David-Alexandre Després : Fanatique de Kubrick
Scène

David-Alexandre Després : Fanatique de Kubrick

Délire cauchemardesque ou farce fantasmatique? La mort de Kubrick apparaît comme un inclassable voyage dans la psychologie d’un obsédé du cinéaste américain, inspiré par l’auteur David-Alexandre Després, lui-même obnubilé par le maître du 7e art.

De l’atmosphère glauque et angoissante des couloirs d’un hôtel habité par un écrivain fou à celle d’une ville sous le joug d’une bande de voyous ultraviolents, la pièce de Després reproduit l’univers kubrickien, inquiétant et malsain, sur lequel planent les fantômes de Shining et d’Orange mécanique. "On s’inspire de l’univers et du feeling que donne un film de Kubrick. Le mot d’ordre était de créer une crise d’angoisse, celle du personnage d’Alex Conway, obsédé par Kubrick, qui ne vit que par lui, et de la transmettre au spectateur. On entre dans sa tête et on vit son cauchemar."
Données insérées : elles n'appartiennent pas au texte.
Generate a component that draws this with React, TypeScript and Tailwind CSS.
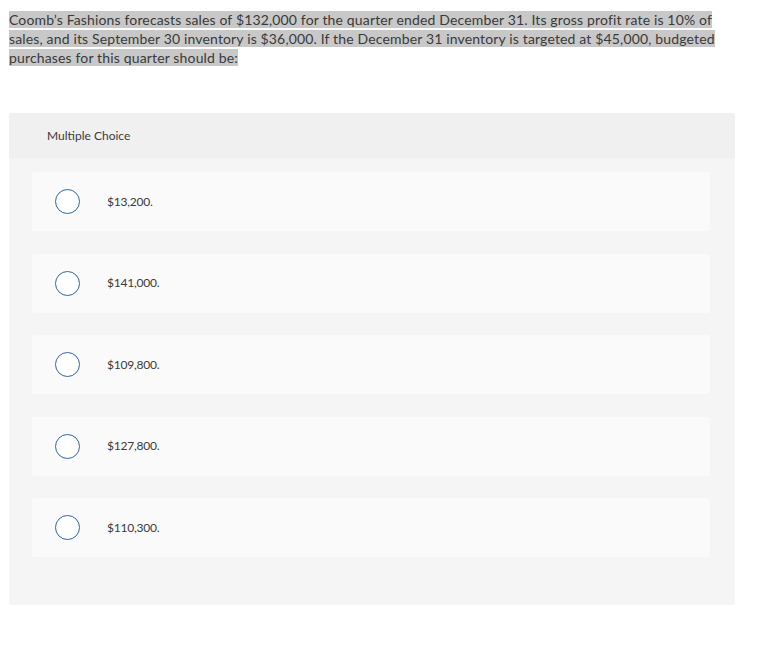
const choices = ["$13,200.", "$141,000.", "$109,800.", "$127,800.", "$110,300."]

export default function App() {
  return (
    <div className="min-h-[656px] w-[763px] bg-white text-[#3a3a3a] [font-family:Lato,'Open_Sans',sans-serif]">
      {/* Question prompt (shown as selected text) */}
      <div className="pl-[9px] pt-[10px] text-[14px] leading-[19px] tracking-[0.15px]">
        <span className="bg-[#c8c8c8]">
          Coomb’s Fashions forecasts sales of $132,000 for the quarter ended December 31. Its gross profit rate is 10% of
          <br />
          sales, and its September 30 inventory is $36,000. If the December 31 inventory is targeted at $45,000, budgeted
          <br />
          purchases for this quarter should be:
        </span>
      </div>

      {/* Answer panel */}
      <div className="ml-[9px] mt-[46px] w-[726px] overflow-hidden rounded-[3px] bg-[#f5f5f5]">
        <div className="flex h-[45px] items-center bg-[#f0f0f0] pl-[38px] text-[12px] text-[#3a3a3a]">
          Multiple Choice
        </div>
        <div className="flex flex-col gap-[22.5px] pb-[48px] pl-[23px] pr-[25px] pt-[14px]">
          {choices.map((c) => (
            <div key={c} className="flex h-[59px] items-center rounded-[3px] bg-[#fafafa]">
              <span className="ml-[23px] h-[25px] w-[25px] rounded-full border-[1.5px] border-[#2d67a3] bg-white" />
              <span className="ml-[27px] text-[12px] tracking-[-0.2px] text-[#3a3a3a]">{c}</span>
            </div>
          ))}
        </div>
      </div>
    </div>
  )
}
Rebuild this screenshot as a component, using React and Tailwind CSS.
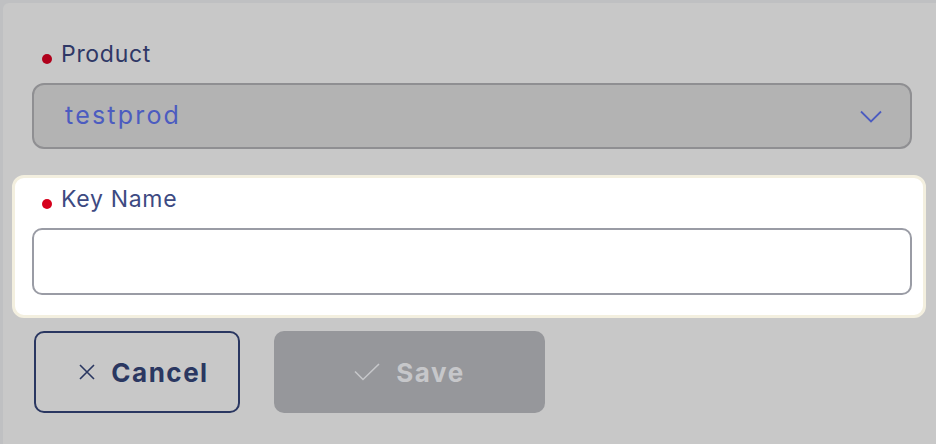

Fictif, comme tous les personnages de la pièce, ce solitaire à la sexualité refoulée gagne un concours lui permettant d’assister à la première d’Eyes Wide Shut et de rencontrer son idole. Si Després voue un culte au cinéaste américain à l’instar de son héros, là s’arrête la comparaison. "Je voulais parler de Kubrick, de mon amour pour son oeuvre, mais soulever aussi le fait qu’aujourd’hui, beaucoup de gens vivent par procuration, ne jurant que par leurs idoles, et en viennent à perdre leur propre personnalité. Quand le réalisateur fétiche d’Alex meurt, il n’y a plus de films pour l’aider à survivre et ça va être catastrophique."

Sous l’histoire abracadabrante de ce désaxé menacé de se faire voler son identité par une étrangère, chassé par une propriétaire transsexuelle et qui croise la gardienne de ses 8 ans transformée en Kubrick, se dessine une réflexion sur la dépossession identitaire dans un monde d’idolâtrie, et sur les déviances sociales et sexuelles, des thèmes chers au cinéaste. "On suggère que c’est peut-être une bonne chose pour la société qu’Alex se soit perdu dans son culte à Kubrick, mais c’est triste aussi, parce qu’il n’est plus lui-même." Le personnage s’inspire du héros d’Orange mécanique qui subit la fameuse thérapie pour conditionner sa violence et des façons dont la société récupère la marginalité. "L’homme violent, emprisonné, qui devient un petit agneau, malade à la vue de la violence, est-il encore un homme ou un pur produit de la société telle qu’on la veut? L’homme qui cesse d’être libre est-il encore un homme? Sommes-nous à ce point incapables de vivre avec la violence des hommes?" s’interroge Després.

Après une première pièce nourrie de sa passion pour la formule 1 et Beethoven (Vroom), l’auteur et comédien s’est tourné vers un autre de ses dadas, le cinéma de Kubrick, et a invité son ami Olivier Morin à signer sa première mise en scène. Produite par Champ gauche (dirigé par Christine Beaulieu), qui avait présenté Texas en 2007, cette création ose une aventure insolite. "Ça va être une bibitte, c’est sûr!" lance Després, réjoui d’amener le théâtre ailleurs.